Useful Gossip – About Book Illustration

Text for Golden Eagle and Titmouse; image of owl

The text describing each image is printed on the back of the page, rather than the facing page, which is initially confusing. A scan of our copy is available on the Internet Archive – find the link at the bottom of the page.

Children’s books are often illustrated, and a number of technological advances in printing during the 18th and 19th centuries led to an outpouring of stylish, beautiful, and sometimes brightly colored publications. The earliest of these innovations was wood engraving. The inventor of the technique is unknown, but it was extensively developed by the artist and printer Thomas Bewick beginning in the 1760s. Bewick’s work established the medium, and his workshop produced dozens of prominent engravers who had begun with him as apprentices.

Text for Domestic Cock and Water Wagtail; images of Fallow Deer and Civet Cat

Wood engraving is a relief printing process: the ink is applied to those parts of the printing block which stick out – imagine a rubber stamp. (This contrasts with intaglio processes, where the ink is wiped into lines cut or etched into a plate, and must be lifted out by the paper, which is pressed very hard onto the plate and into the grooves.) Woodcuts, which were normally used for economical book illustration in Europe from the fifteenth century until wood engraving superseded them, are also relief prints. Both techniques use blocks that can be printed at the same time with movable type, set up in the same frames.
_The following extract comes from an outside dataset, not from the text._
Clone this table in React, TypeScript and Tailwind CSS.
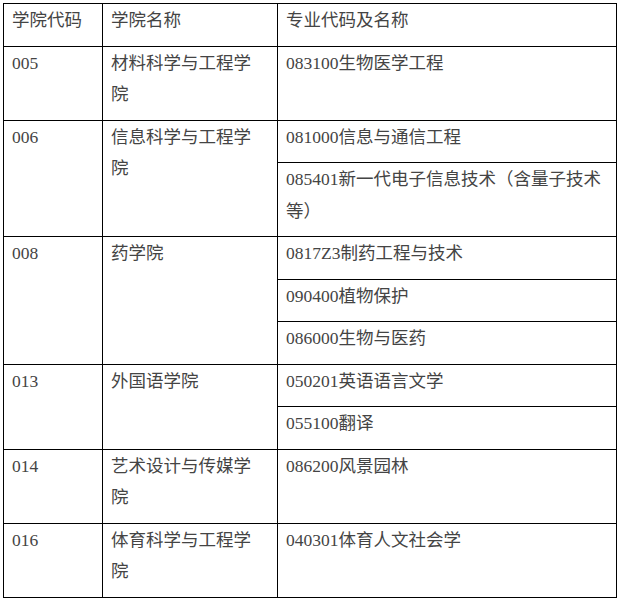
const ROWS = [
  { code: '005', school: '材料科学与工程学院', majors: ['083100生物医学工程'] },
  { code: '006', school: '信息科学与工程学院', majors: ['081000信息与通信工程', '085401新一代电子信息技术（含量子技术等）'] },
  { code: '008', school: '药学院', majors: ['0817Z3制药工程与技术', '090400植物保护', '086000生物与医药'] },
  { code: '013', school: '外国语学院', majors: ['050201英语语言文学', '055100翻译'] },
  { code: '014', school: '艺术设计与传媒学院', majors: ['086200风景园林'] },
  { code: '016', school: '体育科学与工程学院', majors: ['040301体育人文社会学'] },
];

const cell = 'border border-black align-top pt-[1px] pb-[9px] pl-[8px] leading-[31.5px]';

export default function App() {
  return (
    <div
      className="w-[620px] h-[601px] bg-white pt-[3px] pl-[3px] text-[17.5px] text-[#444444]"
      style={{ fontFamily: '"Liberation Serif", "Noto Sans CJK SC", serif' }}
    >
      <table className="table-fixed border-collapse w-[614px]">
        <colgroup>
          <col className="w-[99px]" />
          <col className="w-[175px]" />
          <col />
        </colgroup>
        <tbody>
          <tr>
            <td className={`${cell} pr-[8px]`}>学院代码</td>
            <td className={`${cell} pr-[14px]`}>学院名称</td>
            <td className={`${cell} pr-[6px]`}>专业代码及名称</td>
          </tr>
          {ROWS.map((r) =>
            r.majors.map((m, i) => (
              <tr key={r.code + m}>
                {i === 0 && (
                  <>
                    <td rowSpan={r.majors.length} className={`${cell} pr-[8px]`}>
                      {r.code}
                    </td>
                    <td rowSpan={r.majors.length} className={`${cell} pr-[14px]`}>
                      {r.school}
                    </td>
                  </>
                )}
                <td className={`${cell} pr-[6px]`}>{m}</td>
              </tr>
            ))
          )}
        </tbody>
      </table>
    </div>
  );
}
This makes them easy, fast, and inexpensive to print and means that even ephemeral publications or books that must be printed very cheaply, like children’s books, can have a large number of illustrations. The blocks can be reused indefinitely, and may appear in more than one publication.

Text for Partridge and Sparrow Hawk; images for Bat and Beaver

The varying widths of parallel lines to create different tones is used effectively in the image of the beaver

Woodcuts differ from wood engravings in the direction the grain of the wood runs in the block. For woodcuts, the grain runs the length of the block. Wood engravings, in contrast, are made up of closely fitted cross sections of wood, with the grain running the short way, top to bottom. When a wood engraver cuts a block, they cut into the end grain, using v-shaped burins like those used to engrave metal. The result is that they can make very fine lines, producing detailed illustrations – more detailed than those produced by even very good woodcuts. The other benefit to wood engravings over woodcuts is that they are more rapidly cut. This made them the medium of choice for illustrating newspapers and other periodicals with timely content. Like woodcuts, the blocks are durable, and can be used to make thousands of impressions.
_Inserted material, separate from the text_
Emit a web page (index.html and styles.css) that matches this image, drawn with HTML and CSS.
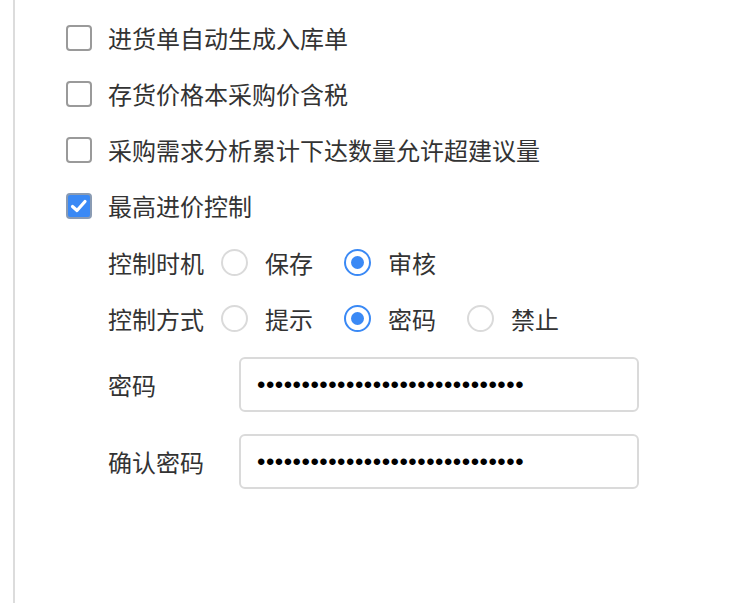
FILE: index.html
```html
<!DOCTYPE html>
<html lang="zh-CN">
<head>
<meta charset="utf-8">
<title>采购设置</title>
<link rel="stylesheet" href="styles.css">
</head>
<body>
<div class="panel">
  <div class="check-row"><span class="box"></span><span class="label">进货单自动生成入库单</span></div>
  <div class="check-row"><span class="box"></span><span class="label">存货价格本采购价含税</span></div>
  <div class="check-row"><span class="box"></span><span class="label">采购需求分析累计下达数量允许超建议量</span></div>
  <div class="check-row"><span class="box checked"><svg viewBox="0 0 22 22" width="22" height="22"><polyline points="4.5,11.5 9,15.5 17,6.5" fill="none" stroke="#fff" stroke-width="3.2" stroke-linecap="round" stroke-linejoin="round"/></svg></span><span class="label">最高进价控制</span></div>
  <div class="sub">
    <div class="radio-row">
      <span class="field-name">控制时机</span>
      <span class="option"><span class="radio"></span><span>保存</span></span>
      <span class="option"><span class="radio on"></span><span>审核</span></span>
    </div>
    <div class="radio-row">
      <span class="field-name">控制方式</span>
      <span class="option"><span class="radio"></span><span>提示</span></span>
      <span class="option"><span class="radio on"></span><span>密码</span></span>
      <span class="option"><span class="radio"></span><span>禁止</span></span>
    </div>
    <div class="input-rows">
      <div class="input-row">
        <span class="input-name">密码</span>
        <input class="pwd" type="password" value="123456789012345678901234567890">
      </div>
      <div class="input-row">
        <span class="input-name">确认密码</span>
        <input class="pwd" type="password" value="123456789012345678901234567890">
      </div>
    </div>
  </div>
</div>
</body>
</html>
```
FILE: styles.css
```css
html, body {
  margin: 0;
  padding: 0;
  background: #fff;
}
body {
  font-family: "Noto Sans CJK SC", "Noto Sans", sans-serif;
  color: #333;
  font-size: 24px;
}
.panel {
  margin-left: 13px;
  border-left: 2px solid #dcdcdc;
  min-height: 603px;
  box-sizing: border-box;
  padding: 10px 0 0 51px;
}
.check-row {
  height: 56px;
  display: flex;
  align-items: center;
  gap: 16px;
}
.label {
  line-height: 1;
}
.box {
  width: 26px;
  height: 26px;
  box-sizing: border-box;
  border: 2px solid #9a9a9a;
  border-radius: 4px;
  display: flex;
  align-items: center;
  justify-content: center;
  background: #fff;
}
.box.checked {
  background: #3a89f5;
  border-color: #8a9bb3;
}
.sub {
  padding-left: 42px;
}
.radio-row {
  height: 56px;
  display: flex;
  align-items: center;
}
.field-name {
  width: 113px;
}
.option {
  display: flex;
  align-items: center;
  gap: 17px;
  margin-right: 31px;
}
.radio {
  width: 27px;
  height: 27px;
  box-sizing: border-box;
  border: 2px solid #dadada;
  border-radius: 50%;
  display: flex;
  align-items: center;
  justify-content: center;
}
.radio.on {
  border-color: #3a89f5;
}
.radio.on::after {
  content: "";
  width: 13px;
  height: 13px;
  border-radius: 50%;
  background: #3a89f5;
}
.input-rows {
  padding-top: 11px;
  display: flex;
  flex-direction: column;
  gap: 22px;
}
.input-row {
  display: flex;
  align-items: center;
}
.input-name {
  width: 131px;
}
.pwd {
  width: 400px;
  height: 55px;
  box-sizing: border-box;
  border: 2px solid #dadada;
  border-radius: 6px;
  padding: 0 16px;
  font-family: "Liberation Sans", sans-serif;
  font-size: 24px;
  letter-spacing: 0.5px;
  color: #000;
  outline: none;
  background: #fff;
}
```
Text for Ounce and Englishmen; image for Auctioneer

How do you know if you are looking at a wood engraving? If a black and white illustration appears on the same page as words printed from type (same color ink, impression visible on the back of the page, etc.) it is probably a relief print. Between about 1780 and 1840, the chances are good that a print of this sort was made from a wood engraving. (Wood engravings continued to be used into the twentieth century, with other print technologies joining them.) Because a burin removes material, the most important graphic elements are frequently light, rather than dark. The artist “thinks” in white line, rather than in black line. Closely parallel lines, both straight and curving, are characteristic of the technique, and are used to create light and dark areas, depending on the relative widths of the cut away and printed lines.
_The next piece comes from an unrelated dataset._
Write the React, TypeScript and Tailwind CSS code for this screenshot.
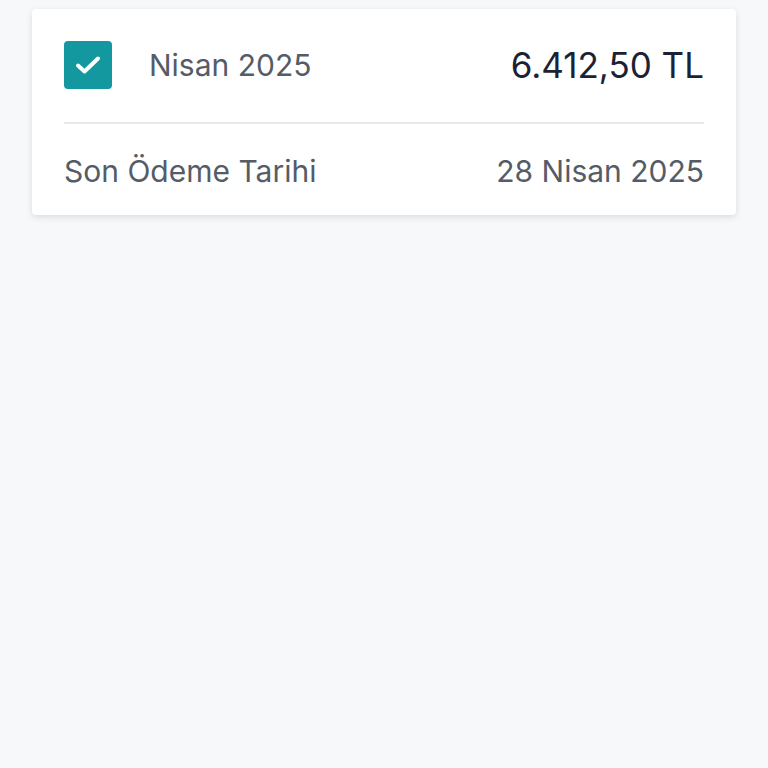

Text for Coffee Tree and Stag; images for Water Spout and Volcano

These illustrations come from Useful Gossip for the Young Scholar, or, Tell-Tale Pictures, a strangely various series of short paragraphs of information on birds, animals, plants, and natural phenomena (with additional entries on the auctioneer, plowing, charity, and Englishmen). Bewick is credited as the illustrator by later catalogers – not in the book itself – and many  of the pictures are very closely related to works reliably identified as his. Other illustrations were at least based on his images, but they may have been produced by his stable of apprentices or even copied by another wood engraver. The author, Mary Elliott, wrote moral juvenile works to supplement her family’s income and was published by Darton for decades. One gets the general sense that she was asked to produce text to match a collection of likely blocks in the possession of the publisher – an idea we might pursue another day. The text is broken up into single syllables, as an aid to young readers.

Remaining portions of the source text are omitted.